The theories – mostly involving conspiracy – about the aircraft having landed safely somewhere can be ruled out. Those who believe that it landed at the US base at Diego Garcia have clearly not used Google Earth to see how visible the aircraft would be if it were there – or indeed at the old UK Royal Air Force base on Gan in the Maldives, or other islands in the Indian Ocean.

If the calculated search position is wrong and the aircraft could have crashed on land, a jungle location anywhere within range of Kuala Lumpur remains implausible but possible. The question then would be why no country’s military radar detected such a penetration of their ­airspace, or why they are not ­declaring it.

Will MH370 ever be found? If it went into the southern Indian Ocean, probably not.

The facts are these: no floating wreckage had been found six weeks later. The accuracy of the satellite information on which the search area has been calculated is far from guaranteed, so the search team may not be looking in the right place.

It is hard enough finding wreckage in the deep ocean when the position where the aircraft went missing was accurately known, like Air France 447. In that case, floating wreckage was discovered within a couple of days, but it took two years to find the wreck on the sea floor even when the last known position of the aircraft was a fact in which the search teams knew they could have confidence, so the huge financial investment in looking for it was considered worthwhile.

But even if the search teams are looking in the right place, AF447 belly-flopped into the water at a vertical speed of about 120kt (220km/h), with very low forward speed, so the wreckage parts were quite large and thus easy to detect on the surface and on the seabed. Fortunately for the searchers, the main wreckage came to rest on a firm, flat plain on the seabed, among sub-sea ­mountains.

There is no evidence of how MH370 impacted the water, but if it hit the surface much faster than AF447 and with a nose-down ­attitude, the pieces would be smaller and thus more difficult to detect.

To add to the searchers’ ­difficulties, oceanographers ­report that the area of the seabed currently being scanned is very silty. ­Aircraft parts, ­especially heavy ones like ­engines, could sink into the silt, making detection by sonar even more difficult.

If parts from MH370 are ever found, it may be when seat cushions or other lightweight ­debris washes up on the shore of Australia or Antarctica.
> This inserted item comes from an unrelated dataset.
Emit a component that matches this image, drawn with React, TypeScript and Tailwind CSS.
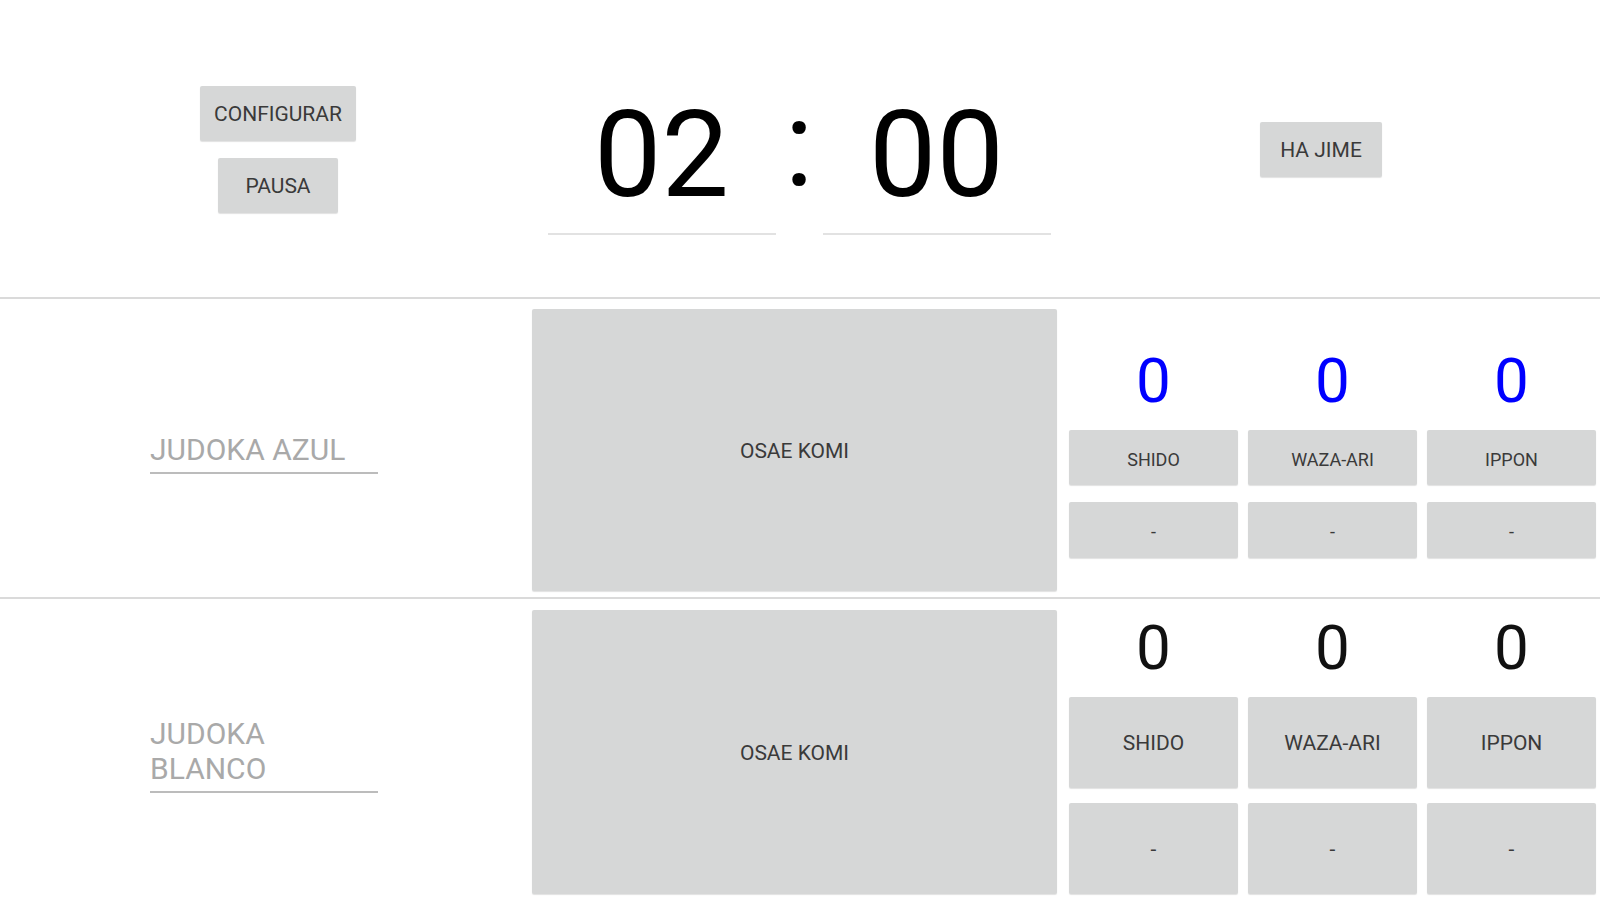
import React from "react";

const btn =
  "flex items-center justify-center rounded-[2px] bg-[#d6d7d7] pt-[3px] text-[#3a3a3a] font-normal shadow-[0_1px_1px_rgba(0,0,0,0.12)]";

function NameField({ label }: { label: string }) {
  return (
    <div className="w-[228px] border-b-2 border-[#bcbcbc] pt-[10px] pb-[5px] text-[30px] leading-[35px] text-[#a9a9a9]">
      {label}
    </div>
  );
}

function ScoreRow1() {
  const labels = ["SHIDO", "WAZA-ARI", "IPPON"];
  return (
    <div className="ml-[12px] flex flex-col pt-[51px]">
      <div className="grid grid-cols-[169px_169px_169px] gap-x-[10px]">
        {labels.map((l) => (
          <div key={l} className="h-[62px] text-center text-[62px] leading-[62px] text-[#0000ff]">
            0
          </div>
        ))}
      </div>
      <div className="mt-[18px] grid grid-cols-[169px_169px_169px] gap-x-[10px]">
        {labels.map((l) => (
          <div key={l} className={`${btn} h-[55px] text-[18px]`}>
            {l}
          </div>
        ))}
      </div>
      <div className="mt-[17px] grid grid-cols-[169px_169px_169px] gap-x-[10px]">
        {labels.map((l) => (
          <div key={l} className={`${btn} h-[56px] text-[18px]`}>
            -
          </div>
        ))}
      </div>
    </div>
  );
}

function ScoreRow2() {
  const labels = ["SHIDO", "WAZA-ARI", "IPPON"];
  return (
    <div className="ml-[12px] flex h-full flex-col pt-[18px] pb-[6px]">
      <div className="grid grid-cols-[169px_169px_169px] gap-x-[10px]">
        {labels.map((l) => (
          <div key={l} className="h-[62px] text-center text-[62px] leading-[62px] text-[#111111]">
            0
          </div>
        ))}
      </div>
      <div className="mt-[18px] grid flex-1 grid-cols-[169px_169px_169px] gap-x-[10px]">
        {labels.map((l) => (
          <div key={l} className={`${btn} text-[21px]`}>
            {l}
          </div>
        ))}
      </div>
      <div className="mt-[15px] grid flex-1 grid-cols-[169px_169px_169px] gap-x-[10px]">
        {labels.map((l) => (
          <div key={l} className={`${btn} text-[21px]`}>
            -
          </div>
        ))}
      </div>
    </div>
  );
}

export default function App() {
  return (
    <div className="flex h-[900px] w-[1600px] flex-col overflow-hidden bg-white font-['Roboto',sans-serif]">
      {/* Top section */}
      <div className="flex h-[297px] items-center">
        <div className="flex w-[556px] flex-col items-center justify-center gap-[17px]">
          <div className={`${btn} mt-[2px] h-[55px] w-[156px] text-[21px]`}>CONFIGURAR</div>
          <div className={`${btn} h-[55px] w-[120px] text-[21px]`}>PAUSA</div>
        </div>
        <div className="flex w-[486px] justify-center">
          <div className="flex shrink-0 items-start">
            <div className="w-[228px] border-b-2 border-[#e2e2e2] pt-[33px] pb-[18px] text-center text-[120px] leading-none text-black">
              02
            </div>
            <div className="mt-[22px] w-[47px] text-center text-[120px] leading-none text-black">:</div>
            <div className="w-[228px] border-b-2 border-[#e2e2e2] pt-[33px] pb-[18px] text-center text-[120px] leading-none text-black">
              00
            </div>
          </div>
        </div>
        <div className="flex flex-1 justify-center">
          <div className={`${btn} mt-[2px] h-[55px] w-[122px] text-[21px]`}>HA JIME</div>
        </div>
      </div>
      <div className="h-[2px] bg-[#dadada]" />

      {/* Row 1 - Azul */}
      <div className="flex h-[298px]">
        <div className="flex w-[528px] items-center justify-center">
          <NameField label="JUDOKA AZUL" />
        </div>
        <div className="ml-[4px] pt-[10px] pb-[6px]">
          <div className={`${btn} h-full w-[525px] text-[21px]`}>OSAE KOMI</div>
        </div>
        <ScoreRow1 />
      </div>
      <div className="h-[2px] bg-[#dadada]" />

      {/* Row 2 - Blanco */}
      <div className="flex flex-1">
        <div className="flex w-[528px] items-center justify-center">
          <NameField label="JUDOKA BLANCO" />
        </div>
        <div className="ml-[4px] pt-[11px] pb-[6px]">
          <div className={`${btn} h-full w-[525px] text-[21px]`}>OSAE KOMI</div>
        </div>
        <ScoreRow2 />
      </div>
    </div>
  );
}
Unfortunately, it looks as if this is the most probable scenario.

Meanwhile, airlines across the world may be facing a new regulatory mandate based on the lessons learned from the disappearance of Malaysia Airlines flight MH370, Rockwell Collins’ chief executive Kelly Ortberg says.

The ongoing, six-week-old search for the missing Boeing 777-200ER in the South Indian Ocean has already prompted IATA to form an expert task force to consider options for tracking commercial aircraft.

“The task force will vet potential solutions to this problem and come up with some recommendation,” said Ortberg, speaking to analysts on 18 April. “So I do see a move upward to some sort of a mandated change here.”

Ortberg says he wants Collins – one of the world’s largest avionics and aircraft connectivity suppliers ­– to play a role in the IATA task force’s deliberations.

“We certainly have to think we’ve got some good things to offer,” Ortberg says.

The task force is planning to meet in May for the first time.

The task force is intended to take a comprehensive, global approach to responding to the MH370 disappearance, IATA director general and chief executive Tony Tyler said on 1 April.

“This is not the time for ­hastily prepared sales pitches or regional solutions,” says Tyler.

Flight MH370 – carrying 227 passengers and 12 crew – went missing on 8 March over the South China Sea between Kuala Lumpur and Beijing. The aircraft’s radios, transponder and automated datalink all stopped transmitting a few minutes after the crew bid farewell to Malaysia air traffic control coverage and before it was picked up by Vietnamese controllers.

Despite a confusing series of announcements by Malaysian officials, it was discovered by Inmarsat that a communications antenna on board the aircraft continued “pinging” a satellite although it passed no data.